Obviously you should click on the link for a broader explanation, but I’ll give the bullet points here. Sullivan asks who you, as a fan of baseball, would rather root for: the Red Sox from 2012-2015, or the Tigers from 2011-2014. Essentially, he’s asking if you’d rather follow a team that was mostly bad but did win a championship, or a team that was consistently good but never took home the ultimate prize.
To me, the answer is the 2012-2015 Red Sox and it's not particularly close. I won’t pretend this answer comes without bias. I’ve followed this team incredibly closely during this stretch, and have a strong connection with it. With that being said, I think an objective person can come to this same conclusion. The easy way to argue it would be to simply state "Flags fly forever. End of story." It would be a fair argument. I won’t resort to that, though. Not only because I couldn’t make a full post out of two sentences, but also because there are legitimate reasons that the run in its entirety — not just 2013 — was one that I will look back on with fondness for a long time.
I like to remind myself every so often that sports is an entertainment business, and as long as I’m entertained by what I’m watching, I can’t complain. And man, have the Red Sox been entertaining. Think about every year in this four-year stretch. With each season came high expectations. As Sullivan noted in his original post, 2013 was supposed to be the worst team of the bunch. With those high expectations come excitement early on in the year. When the team plays well, it’s obviously fun to watch. When they play poorly, it can be extremely fun to see the reactions and the fallout. Let’s look at each of these years and why all of them were fun even if the end results sucked.
Photo credit: Al Bello/Getty Images
Ah, the year of Bobby V. Do I even need to say more? There was nothing more entertaining than Bobby Valentine: Red Sox manager. Back in these days, I listened to fair amount of sports radio. On a weekly basis, there were few things I looked forward to more than Valentine’s WEEI appearances. The man was a walking story and he turned the clubhouse into a legitimate sitcom. And who among us doesn’t enjoy sitcoms?
This was also the year of the Punto Trade. It’s almost impossible to overstate how exciting it was to watch this deal unfold. We saw Adrian Gonzalez go on waivers, but of course that didn’t mean anything. Everyone goes on waivers! Then, it all happened. One by one, we learned the names going to Los Angeles, and the prospects coming back to Boston.

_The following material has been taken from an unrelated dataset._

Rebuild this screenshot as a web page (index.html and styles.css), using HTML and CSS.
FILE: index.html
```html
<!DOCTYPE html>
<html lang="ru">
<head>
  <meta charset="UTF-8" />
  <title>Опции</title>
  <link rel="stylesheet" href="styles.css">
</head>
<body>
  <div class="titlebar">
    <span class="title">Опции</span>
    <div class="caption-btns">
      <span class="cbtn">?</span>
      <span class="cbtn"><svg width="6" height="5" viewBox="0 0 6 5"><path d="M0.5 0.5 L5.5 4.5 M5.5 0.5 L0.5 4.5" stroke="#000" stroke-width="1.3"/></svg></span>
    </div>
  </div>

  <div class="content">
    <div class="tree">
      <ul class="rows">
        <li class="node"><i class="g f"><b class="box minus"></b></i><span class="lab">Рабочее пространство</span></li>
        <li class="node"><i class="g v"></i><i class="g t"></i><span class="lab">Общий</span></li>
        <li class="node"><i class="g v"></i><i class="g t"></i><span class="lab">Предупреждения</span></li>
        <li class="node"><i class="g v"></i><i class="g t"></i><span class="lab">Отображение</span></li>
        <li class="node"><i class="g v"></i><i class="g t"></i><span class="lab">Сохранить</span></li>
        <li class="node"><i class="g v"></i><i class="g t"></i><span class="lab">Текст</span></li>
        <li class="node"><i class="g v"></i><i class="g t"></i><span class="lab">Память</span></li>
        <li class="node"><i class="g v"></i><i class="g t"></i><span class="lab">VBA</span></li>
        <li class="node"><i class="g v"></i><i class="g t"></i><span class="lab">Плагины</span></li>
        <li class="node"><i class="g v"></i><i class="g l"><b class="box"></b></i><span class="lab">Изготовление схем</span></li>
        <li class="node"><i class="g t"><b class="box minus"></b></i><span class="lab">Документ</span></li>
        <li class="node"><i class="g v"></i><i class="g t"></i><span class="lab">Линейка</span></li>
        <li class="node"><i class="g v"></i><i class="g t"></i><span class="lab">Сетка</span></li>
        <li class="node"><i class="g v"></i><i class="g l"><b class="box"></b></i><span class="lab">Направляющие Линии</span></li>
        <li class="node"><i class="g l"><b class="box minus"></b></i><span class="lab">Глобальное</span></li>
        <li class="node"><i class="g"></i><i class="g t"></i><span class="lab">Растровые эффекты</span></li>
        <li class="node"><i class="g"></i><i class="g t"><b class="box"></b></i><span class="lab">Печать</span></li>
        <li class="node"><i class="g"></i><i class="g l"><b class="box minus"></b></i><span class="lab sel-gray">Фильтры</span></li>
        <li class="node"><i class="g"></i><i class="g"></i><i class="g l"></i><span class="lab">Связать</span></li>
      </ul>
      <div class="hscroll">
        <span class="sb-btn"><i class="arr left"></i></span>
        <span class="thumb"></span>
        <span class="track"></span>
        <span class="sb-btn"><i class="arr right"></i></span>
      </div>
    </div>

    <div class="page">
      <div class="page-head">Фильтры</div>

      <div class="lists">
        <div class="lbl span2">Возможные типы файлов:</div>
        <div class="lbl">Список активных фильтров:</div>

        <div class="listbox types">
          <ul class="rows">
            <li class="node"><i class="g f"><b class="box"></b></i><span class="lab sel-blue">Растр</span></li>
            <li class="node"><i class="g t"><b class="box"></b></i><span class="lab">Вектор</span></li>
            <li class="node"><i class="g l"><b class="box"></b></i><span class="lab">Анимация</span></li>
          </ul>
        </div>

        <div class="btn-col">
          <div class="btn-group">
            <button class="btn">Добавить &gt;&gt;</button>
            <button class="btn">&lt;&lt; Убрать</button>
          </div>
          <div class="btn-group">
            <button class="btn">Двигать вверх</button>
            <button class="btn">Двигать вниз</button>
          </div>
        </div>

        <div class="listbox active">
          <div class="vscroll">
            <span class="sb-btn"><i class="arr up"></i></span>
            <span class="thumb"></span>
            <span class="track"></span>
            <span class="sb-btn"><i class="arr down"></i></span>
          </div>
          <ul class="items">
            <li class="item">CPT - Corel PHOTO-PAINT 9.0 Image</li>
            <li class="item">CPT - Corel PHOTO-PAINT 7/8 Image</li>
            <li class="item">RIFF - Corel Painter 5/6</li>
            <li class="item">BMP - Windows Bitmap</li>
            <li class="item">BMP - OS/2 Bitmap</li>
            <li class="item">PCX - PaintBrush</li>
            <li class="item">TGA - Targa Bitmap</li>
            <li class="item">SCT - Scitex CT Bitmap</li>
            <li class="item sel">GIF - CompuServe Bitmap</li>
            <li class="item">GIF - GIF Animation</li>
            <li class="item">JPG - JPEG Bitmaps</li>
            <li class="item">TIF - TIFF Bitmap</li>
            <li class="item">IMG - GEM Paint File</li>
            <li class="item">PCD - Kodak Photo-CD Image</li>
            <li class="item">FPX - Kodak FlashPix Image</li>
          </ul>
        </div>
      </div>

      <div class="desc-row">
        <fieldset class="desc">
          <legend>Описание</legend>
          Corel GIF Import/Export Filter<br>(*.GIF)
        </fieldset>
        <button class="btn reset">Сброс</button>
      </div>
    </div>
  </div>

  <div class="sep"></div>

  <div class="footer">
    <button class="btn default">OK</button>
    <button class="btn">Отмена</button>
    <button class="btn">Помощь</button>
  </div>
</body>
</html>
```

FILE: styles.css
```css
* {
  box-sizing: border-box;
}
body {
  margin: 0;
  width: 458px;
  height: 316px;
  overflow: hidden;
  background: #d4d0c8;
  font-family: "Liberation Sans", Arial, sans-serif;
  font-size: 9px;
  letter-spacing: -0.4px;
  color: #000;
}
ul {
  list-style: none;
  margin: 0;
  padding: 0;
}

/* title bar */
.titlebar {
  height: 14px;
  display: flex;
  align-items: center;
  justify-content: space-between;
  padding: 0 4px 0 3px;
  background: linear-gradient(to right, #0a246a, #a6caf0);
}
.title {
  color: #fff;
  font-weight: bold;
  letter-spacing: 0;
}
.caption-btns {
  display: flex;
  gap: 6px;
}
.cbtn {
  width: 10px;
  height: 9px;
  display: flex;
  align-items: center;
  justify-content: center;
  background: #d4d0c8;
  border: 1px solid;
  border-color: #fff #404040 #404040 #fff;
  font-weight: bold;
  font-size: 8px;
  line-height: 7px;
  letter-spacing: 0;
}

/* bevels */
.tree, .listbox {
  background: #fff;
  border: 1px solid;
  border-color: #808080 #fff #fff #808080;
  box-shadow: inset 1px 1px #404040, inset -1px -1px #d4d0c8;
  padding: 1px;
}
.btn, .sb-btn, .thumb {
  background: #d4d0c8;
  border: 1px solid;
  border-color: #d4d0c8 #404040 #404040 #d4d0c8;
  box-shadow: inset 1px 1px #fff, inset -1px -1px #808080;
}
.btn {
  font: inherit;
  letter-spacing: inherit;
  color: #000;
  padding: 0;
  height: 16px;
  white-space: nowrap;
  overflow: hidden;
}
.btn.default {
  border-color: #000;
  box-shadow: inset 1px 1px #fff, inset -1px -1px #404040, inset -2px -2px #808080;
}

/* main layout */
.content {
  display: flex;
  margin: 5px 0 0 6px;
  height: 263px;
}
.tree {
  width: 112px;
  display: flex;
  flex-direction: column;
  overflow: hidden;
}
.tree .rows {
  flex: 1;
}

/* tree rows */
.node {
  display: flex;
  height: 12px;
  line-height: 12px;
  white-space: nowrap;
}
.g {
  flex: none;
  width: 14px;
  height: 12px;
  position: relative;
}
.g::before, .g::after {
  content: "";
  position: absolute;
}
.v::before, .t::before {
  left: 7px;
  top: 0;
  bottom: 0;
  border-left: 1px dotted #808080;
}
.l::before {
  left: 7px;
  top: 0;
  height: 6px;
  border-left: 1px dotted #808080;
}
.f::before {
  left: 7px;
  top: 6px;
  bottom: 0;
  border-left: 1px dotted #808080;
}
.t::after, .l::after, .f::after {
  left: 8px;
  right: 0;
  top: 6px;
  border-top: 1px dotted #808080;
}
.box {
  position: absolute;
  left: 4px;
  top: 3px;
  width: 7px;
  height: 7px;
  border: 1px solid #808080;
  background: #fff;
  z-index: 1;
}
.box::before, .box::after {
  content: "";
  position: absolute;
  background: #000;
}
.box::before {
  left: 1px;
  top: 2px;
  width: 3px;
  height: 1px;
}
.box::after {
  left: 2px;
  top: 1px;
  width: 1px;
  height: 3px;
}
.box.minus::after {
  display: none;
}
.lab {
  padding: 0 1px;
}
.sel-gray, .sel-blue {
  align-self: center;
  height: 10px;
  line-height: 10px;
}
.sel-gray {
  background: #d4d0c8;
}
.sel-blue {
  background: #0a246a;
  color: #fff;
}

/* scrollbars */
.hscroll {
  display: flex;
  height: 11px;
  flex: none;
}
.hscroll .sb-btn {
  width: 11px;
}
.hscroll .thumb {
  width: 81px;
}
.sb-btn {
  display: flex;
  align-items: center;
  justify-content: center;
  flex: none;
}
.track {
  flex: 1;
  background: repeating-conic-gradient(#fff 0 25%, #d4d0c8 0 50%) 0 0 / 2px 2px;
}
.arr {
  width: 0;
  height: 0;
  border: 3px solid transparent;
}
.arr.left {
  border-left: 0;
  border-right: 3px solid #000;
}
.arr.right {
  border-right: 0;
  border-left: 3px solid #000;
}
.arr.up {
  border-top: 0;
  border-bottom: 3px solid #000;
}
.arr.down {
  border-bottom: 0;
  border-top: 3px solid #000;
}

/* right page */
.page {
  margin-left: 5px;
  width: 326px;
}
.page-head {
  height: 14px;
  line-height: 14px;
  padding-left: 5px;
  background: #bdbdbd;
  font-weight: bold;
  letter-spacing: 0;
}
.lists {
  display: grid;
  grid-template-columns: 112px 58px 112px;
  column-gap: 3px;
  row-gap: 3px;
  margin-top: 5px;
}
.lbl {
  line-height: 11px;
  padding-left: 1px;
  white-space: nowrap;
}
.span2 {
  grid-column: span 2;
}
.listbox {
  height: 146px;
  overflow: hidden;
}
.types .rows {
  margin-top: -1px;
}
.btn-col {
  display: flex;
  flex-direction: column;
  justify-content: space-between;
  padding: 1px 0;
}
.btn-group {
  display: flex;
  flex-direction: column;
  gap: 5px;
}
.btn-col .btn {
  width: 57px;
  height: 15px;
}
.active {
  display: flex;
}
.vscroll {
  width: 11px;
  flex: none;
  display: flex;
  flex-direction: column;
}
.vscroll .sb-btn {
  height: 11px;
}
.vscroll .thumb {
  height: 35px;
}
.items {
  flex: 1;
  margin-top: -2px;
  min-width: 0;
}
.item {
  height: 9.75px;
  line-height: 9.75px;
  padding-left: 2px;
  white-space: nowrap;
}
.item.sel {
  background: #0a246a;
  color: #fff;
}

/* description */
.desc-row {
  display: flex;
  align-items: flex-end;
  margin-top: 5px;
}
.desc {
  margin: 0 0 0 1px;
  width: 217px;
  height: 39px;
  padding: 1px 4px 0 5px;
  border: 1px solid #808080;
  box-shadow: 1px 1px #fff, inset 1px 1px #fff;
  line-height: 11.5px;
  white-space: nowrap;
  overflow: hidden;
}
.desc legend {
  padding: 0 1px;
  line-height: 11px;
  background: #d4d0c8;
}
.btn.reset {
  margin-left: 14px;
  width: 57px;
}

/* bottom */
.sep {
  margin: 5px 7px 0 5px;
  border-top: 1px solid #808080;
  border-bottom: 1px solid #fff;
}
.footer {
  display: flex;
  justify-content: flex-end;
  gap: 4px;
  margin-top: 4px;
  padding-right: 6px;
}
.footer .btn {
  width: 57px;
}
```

Everyone dreams of a bad team doing a complete reset, but the 2012 Red Sox actually did that.
Finally, do you remember the lineups they were trotting out there at the end of the year? Look at the batting order for October 1. Look at it! Pedro Ciriaco leading off! Mauro Gomez batting fourth! Che-Hsuan Lin! That’s the definition of "so bad it’s good."
This is probably the dullest year of the four-season stretch. We were all still on the high from the 2013 championship that last year just bored us. It was too soon after winning to really care too much, and there wasn’t a ton happening that was worth paying attention to. One thing that was happening, though, was the Jon Lester saga. There were so many opinions on this and it was fascinating to discuss. How much money does he really deserve? How bad was the preseason lowball offer? If he really an "ace?" We all know how it ended, but at the time it was one of the more divisive baseball discussions in recent memory.
On a somewhat related note, the trade deadline was also a fascinating time to be a Red Sox fan. There had surely been some bad years before this, but it was the first time in forever that Boston was in a selling position at the deadline. Both Lester and John Lackey were big trade chips and no one knew how they’d be used. Eventually, Yoenis Cespedes, Joe Kelly and Allen Craig came back, with Ben Cherington opting for current talent over prospects. In hindsight it looks horrible, but it didn’t look like one last year. There were certainly some who didn’t like the strategy, but it was more of a fun, divisive discussion than a clear mistake.
I don’t really need to say much about this current season. We are living it right now, and it’s still fresh in our minds. Clearly, it’s been a miserable time, right? In terms of performance, of course. In terms of story lines, not so much. We’ve watched Mookie Betts and Xander Bogaerts grow before our eyes. We’ve watched David Ortiz come back to life at age 39. We’ve watched a farm system continue to grow in depth and take big strides. Even on the negative side of things, the drama surrounding Hanley Ramirez and Pablo Sandoval has been quite the story to follow. There was an Honest-To-God Instagram controversy! What a time to be alive.
Clearly, this is where the four-year stretch was made. For as entertaining as the three bad seasons have been, it wouldn’t beat four good teams without the crown jewel in 2013. That team was just so much fun. Everyone was a joy to watch that season. Jonny Gomes was a total goof in the field. Mike Napoli was what every beer league softballer aspires to be, down to drunkenly walking the streets of Boston with no shirt and a cigarette dangling from his mouth. Lester was a force in the playoffs. Lackey had an amazing comeback season. Clay Buchholz was one of the best pitchers in baseball for half the season. So on and so forth. I could write thousands of words on how fun this team was.
Like I said, I’m not going to provide an objective answer to this question, being a Red Sox fan and all. However, I think it’s clear that the 2012-2015 Red Sox were better to root for than the 2011-2014 Tigers. The championship puts it over the top, but even the losing seasons were fun in retrospect. From Bobby Valentine to Carl Crawford to Pablo Sandoval, there have been fun "villains." From The Punto Trade to the Lester saga to Betts and Bogaerts, there have been fascinating story lines. Ten, twenty, fifty years from now, we’ll still be talking about this absurd stretch of Red Sox teams. Even if it's been miserable at times, every season have been fun enough that I wouldn't trade the championship for better surrounding seasons.